IVORY GETTING SCARCE.--The stock of ivory in London is estimated at about forty tons in dealers' private warehouses, whereas formerly they usually held about one hundred tons. One fourth of all imported into England goes to the Sheffield cutlers. No really satisfactory substitute for ivory has been found, and millions await the discoverer of one. The existing substitutes will not take the needed polish.


THE ANAESTHETICS OF JUGGLERS.

Fakirs are religious mendicants who, for the purpose of exciting the charity of the public, assume positions in which it would seem impossible that they could remain, submit themselves to fearful tortures, or else, by their mode of living, their abstinence, and their indifference to inclement weather and to external things, try to make believe that, owing to their sanctity, they are of a species superior to that of common mortals.

In the Indies, these fakirs visit all the great markets, all religious fetes, and usually all kinds of assemblages, in order to exhibit, themselves. If one of them exhibits some new peculiarity, some curious deformity, a strange posture, or, finally, any physiological curiosity whatever that surpasses those of his confreres, he becomes the attraction of the fete, and the crowd surrounds him, and small coin and rupees begin to fall into his bowl.

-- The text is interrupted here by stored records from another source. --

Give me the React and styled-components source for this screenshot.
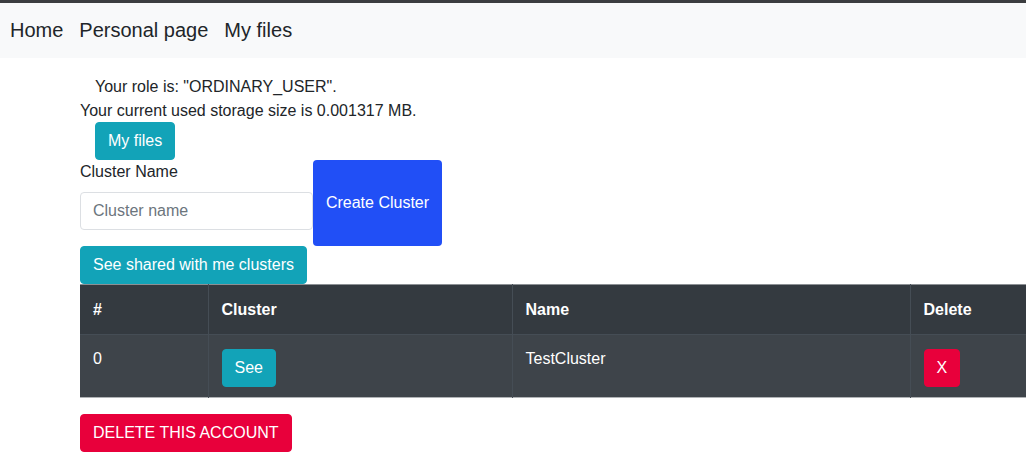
import React from "react";
import styled, { createGlobalStyle } from "styled-components";

const Global = createGlobalStyle`
  html, body { margin: 0; padding: 0; background: #fff; overflow: hidden; }
  body { font-family: "Liberation Sans", Arial, sans-serif; color: #212529; font-size: 16px; line-height: 1.5; }
  * { box-sizing: border-box; }
`;

const Nav = styled.nav`
  height: 58px;
  border-top: 3px solid #3b3d40;
  background: #f8f9fa;
  display: flex;
  align-items: center;
  gap: 16px;
  padding: 0 10px 1px;
`;

const NavLink = styled.a`
  font-size: 20px;
  color: #212529;
  text-decoration: none;
  line-height: 30px;
`;

const Main = styled.main`
  padding: 17px 0 0 80px;
  display: flex;
  flex-direction: column;
  align-items: flex-start;
`;

const Line = styled.div`
  line-height: 24px;
  padding-left: ${(p) => p.$indent || 0}px;
`;

const Btn = styled.button`
  font-family: "Liberation Sans", Arial, sans-serif;
  font-size: 16px;
  line-height: 24px;
  padding: 6px 12px;
  border: 1px solid ${(p) => p.$bg};
  border-radius: 4px;
  background: ${(p) => p.$bg};
  color: #fff;
  cursor: pointer;
  margin-left: ${(p) => p.$ml || 0}px;
  margin-top: ${(p) => p.$mt || 0}px;
`;

const FormRow = styled.div`
  display: flex;
  align-items: flex-start;
`;

const Field = styled.div`
  display: flex;
  flex-direction: column;
`;

const Label = styled.label`
  line-height: 24px;
  margin-bottom: 8px;
`;

const Input = styled.input`
  width: 233px;
  height: 38px;
  padding: 6px 12px;
  font-family: "Liberation Sans", Arial, sans-serif;
  font-size: 16px;
  border: 1px solid #dcdfe3;
  border-radius: 4px;
  color: #495057;
  &::placeholder { color: #6c757d; }
`;

const BigBtn = styled.button`
  width: 129px;
  height: 86px;
  background: #214ff6;
  border: none;
  border-radius: 4px;
  color: #fff;
  font-family: "Liberation Sans", Arial, sans-serif;
  font-size: 16px;
  padding: 0;
`;

const Table = styled.table`
  width: calc(100vw - 80px);
  border-collapse: collapse;
  color: #fff;
  border-top: 1px solid #8c9094;
  border-bottom: 1px solid #b0b3b6;
`;

const Th = styled.th`
  background: #343a40;
  text-align: left;
  font-weight: bold;
  padding: 12px 12px 12px 13px;
  height: 50px;
  line-height: 24px;
  border-left: 1px solid #454d55;
  border-bottom: 1px solid #454d55;
  width: ${(p) => (p.$w ? `${p.$w}px` : "auto")};
  &:first-child { border-left: none; }
`;

const Td = styled.td`
  background: #3e444a;
  vertical-align: top;
  padding: 12px 12px 10px 13px;
  height: 62px;
  line-height: 24px;
  border-left: 1px solid #454d55;
  &:first-child { border-left: none; }
`;

const SmallBtn = styled(Btn)`
  display: block;
  margin-top: 2px;
`;

export default function App() {
  return (
    <>
      <Global />
      <Nav>
        <NavLink href="#">Home</NavLink>
        <NavLink href="#">Personal page</NavLink>
        <NavLink href="#">My files</NavLink>
      </Nav>
      <Main>
        <Line $indent={15}>Your role is: "ORDINARY_USER".</Line>
        <Line>Your current used storage size is 0.001317 MB.</Line>
        <Btn $bg="#12a3b8" $ml={15} $mt={-1}>My files</Btn>
        <FormRow>
          <Field>
            <Label>Cluster Name</Label>
            <Input placeholder="Cluster name" />
          </Field>
          <BigBtn>Create Cluster</BigBtn>
        </FormRow>
        <Btn $bg="#12a3b8">See shared with me clusters</Btn>
        <Table>
          <thead>
            <tr>
              <Th $w={128}>#</Th>
              <Th $w={304}>Cluster</Th>
              <Th $w={398}>Name</Th>
              <Th>Delete</Th>
            </tr>
          </thead>
          <tbody>
            <tr>
              <Td>0</Td>
              <Td><SmallBtn $bg="#12a3b8">See</SmallBtn></Td>
              <Td>TestCluster</Td>
              <Td><SmallBtn $bg="#e8003b">X</SmallBtn></Td>
            </tr>
          </tbody>
        </Table>
        <Btn $bg="#e8003b" $mt={16}>DELETE THIS ACCOUNT</Btn>
      </Main>
    </>
  );
}
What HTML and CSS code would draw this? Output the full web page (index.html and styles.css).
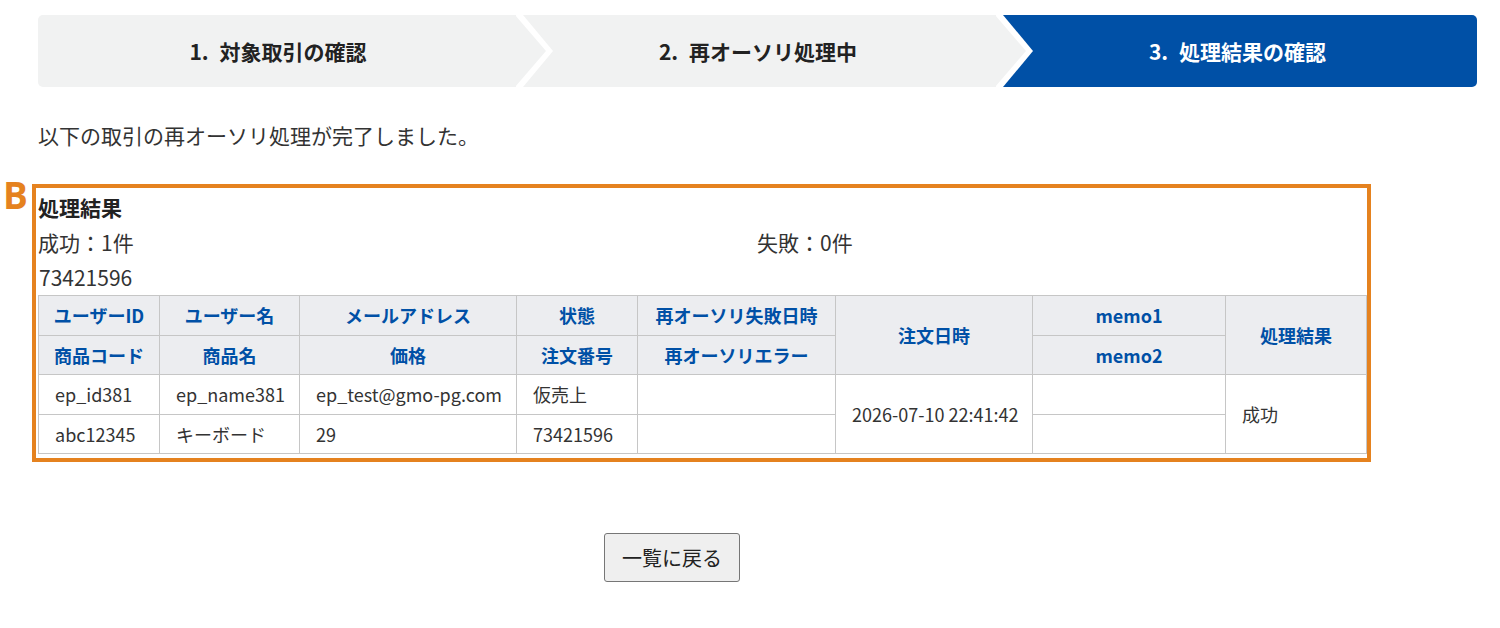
FILE: index.html
```html
<!DOCTYPE html>
<html lang="ja">
<head>
<meta charset="utf-8">
<title>再オーソリ処理結果</title>
<link rel="stylesheet" href="styles.css">
</head>
<body>
<div class="page">
  <ol class="steps">
    <li class="step"><span class="num">1.</span>対象取引の確認</li>
    <li class="step"><span class="num">2.</span>再オーソリ処理中</li>
    <li class="step step-current"><span class="num">3.</span>処理結果の確認</li>
  </ol>

  <p class="lead">以下の取引の再オーソリ処理が完了しました。</p>

  <section class="result">
    <span class="mark">B</span>
    <h2 class="result-title">処理結果</h2>
    <div class="counts">
      <span>成功：1件</span>
      <span>失敗：0件</span>
    </div>
    <div class="order-no">73421596</div>
    <table class="grid">
      <colgroup>
        <col class="c1"><col class="c2"><col class="c3"><col class="c4">
        <col class="c5"><col class="c6"><col class="c7"><col class="c8">
      </colgroup>
      <thead>
        <tr>
          <th>ユーザーID</th>
          <th>ユーザー名</th>
          <th>メールアドレス</th>
          <th>状態</th>
          <th>再オーソリ失敗日時</th>
          <th rowspan="2">注文日時</th>
          <th>memo1</th>
          <th rowspan="2">処理結果</th>
        </tr>
        <tr>
          <th>商品コード</th>
          <th>商品名</th>
          <th>価格</th>
          <th>注文番号</th>
          <th>再オーソリエラー</th>
          <th>memo2</th>
        </tr>
      </thead>
      <tbody>
        <tr>
          <td>ep_id381</td>
          <td>ep_name381</td>
          <td>ep_test@gmo-pg.com</td>
          <td>仮売上</td>
          <td></td>
          <td rowspan="2">2026-07-10 22:41:42</td>
          <td></td>
          <td rowspan="2">成功</td>
        </tr>
        <tr>
          <td>abc12345</td>
          <td>キーボード</td>
          <td>29</td>
          <td>73421596</td>
          <td></td>
          <td></td>
        </tr>
      </tbody>
    </table>
  </section>

  <div class="actions">
    <button type="button" class="btn">一覧に戻る</button>
  </div>
</div>
</body>
</html>
```

FILE: styles.css
```css
* {
  box-sizing: border-box;
}

html, body {
  margin: 0;
  padding: 0;
  background: #fff;
}

body {
  font-family: "Noto Sans CJK JP", "Noto Sans", sans-serif;
  color: #333;
}

.page {
  padding: 15px 23px 0 38px;
}

/* progress steps */
.steps {
  list-style: none;
  margin: 0;
  padding: 0;
  display: grid;
  grid-template-columns: 480px 480px auto;
  height: 72px;
  border-radius: 5px;
  overflow: hidden;
}

.step {
  position: relative;
  display: flex;
  align-items: center;
  justify-content: center;
  background: #f1f2f2;
  color: #222;
  font-size: 21px;
  font-weight: 700;
}

.step .num {
  margin-right: 11px;
}

.step:not(:last-child)::before,
.step:not(:last-child)::after {
  content: "";
  position: absolute;
  top: 0;
  height: 100%;
}

/* white band around the chevron */
.step:not(:last-child)::before {
  left: calc(100% - 2px);
  width: 38px;
  background: #fff;
  clip-path: polygon(0 0, 7px 0, 37px 50%, 7px 100%, 0 100%);
  z-index: 1;
}

/* chevron point */
.step:not(:last-child)::after {
  left: calc(100% - 3px);
  width: 31px;
  background: #f1f2f2;
  clip-path: polygon(0 0, 100% 50%, 0 100%);
  z-index: 2;
}

.step-current {
  background: #0050a6;
  color: #fff;
}

.lead {
  margin: 33px 0 0;
  font-size: 21px;
  line-height: 30px;
  color: #333;
}

/* result block */
.result {
  position: relative;
  margin-top: 34px;
  margin-left: -6px;
  width: 1339px;
  padding: 2px 2px 4px 2px;
  border: 4px solid #e5821f;
}

.mark {
  position: absolute;
  left: -33px;
  top: -12px;
  font-size: 37px;
  font-weight: 700;
  line-height: 1;
  color: #e5821f;
  font-family: "Open Sans", "Noto Sans", sans-serif;
}

.result-title {
  margin: 0;
  font-size: 21px;
  font-weight: 700;
  line-height: 34px;
  color: #222;
}

.counts {
  display: grid;
  grid-template-columns: 719px auto;
  font-size: 21px;
  line-height: 36px;
  color: #333;
}

.order-no {
  font-size: 21px;
  line-height: 35px;
  color: #333;
  margin-left: 1px;
}

.grid {
  border-collapse: collapse;
  table-layout: fixed;
  width: 1328px;
  font-size: 18px;
}

.c1 { width: 121px; }
.c2 { width: 140px; }
.c3 { width: 217px; }
.c4 { width: 121px; }
.c5 { width: 198px; }
.c6 { width: 197px; }
.c7 { width: 193px; }
.c8 { width: 141px; }

.grid th,
.grid td {
  border: 1px solid #c6c6c6;
  height: 39.5px;
  padding: 0 12px;
  white-space: nowrap;
}

.grid th {
  background: #ecedf0;
  color: #0050a6;
  font-weight: 700;
  text-align: center;
}

.grid td {
  color: #333;
  text-align: left;
  padding-left: 16px;
}

.actions {
  margin-top: 71px;
  padding-left: 566px;
}

.btn {
  width: 136px;
  height: 49px;
  font-family: inherit;
  font-size: 20px;
  color: #222;
  background: #efefef;
  border: 1px solid #767676;
  border-radius: 3px;
  padding: 0;
}
```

Fakirs, like all persons who voluntarily torture themselves, are curious examples of the modifications that will, patience, and, so to speak, "art" can introduce into human nature, and into the sensitiveness and functions of the organs. If these latter are capable of being improved, of having their functions developed and of acquiring more strength (as, for example, the muscles of boxers, the breast of foot racers, the voice of singers, etc.), these same organs, on the contrary, can be atrophied or modified, and their functions be changed in nature. It is in such degradation and such degeneration of human nature that fakirs excel, and it is from such a point of view that they are worth studying.

We may, so to speak, class these individuals according to the grades of punishments that they inflict upon themselves, or according to the deformities that they have caused themselves to undergo. But, as we have already said, the number of both of these is extremely varied, each fakir striving in this respect to eclipse his fellows. It is only necessary to open a book of Indian travel to find descriptions of fakirs in abundance; and such descriptions might seem exaggerated or unlikely were they not so concordant. The following are a few examples:

Immovable fakirs.--The number of these is large. They remain immovable in the spot they have selected, and that too for an exceedingly long period of time. An example of one of these is cited who remained standing for twelve years, his arms crossed upon his breast, without moving and without lying or sitting down. In such cases charitable persons always take it upon themselves to prevent the fakir from dying of starvation. Some remain sitting, immovable, and apparently lifeless, while others, who lie stretched out upon the ground, look like corpses. It may be easily imagined what a state one of these beings is in after a few months or years of immobility. He is extremely lean, his limbs are atrophied, his body is black with filth and dust, his hair is long and dishevelled, his beard is shaggy, his finger and toe nails have become genuine claws, and his aspect is frightful. This, however, is a character common to all fakirs.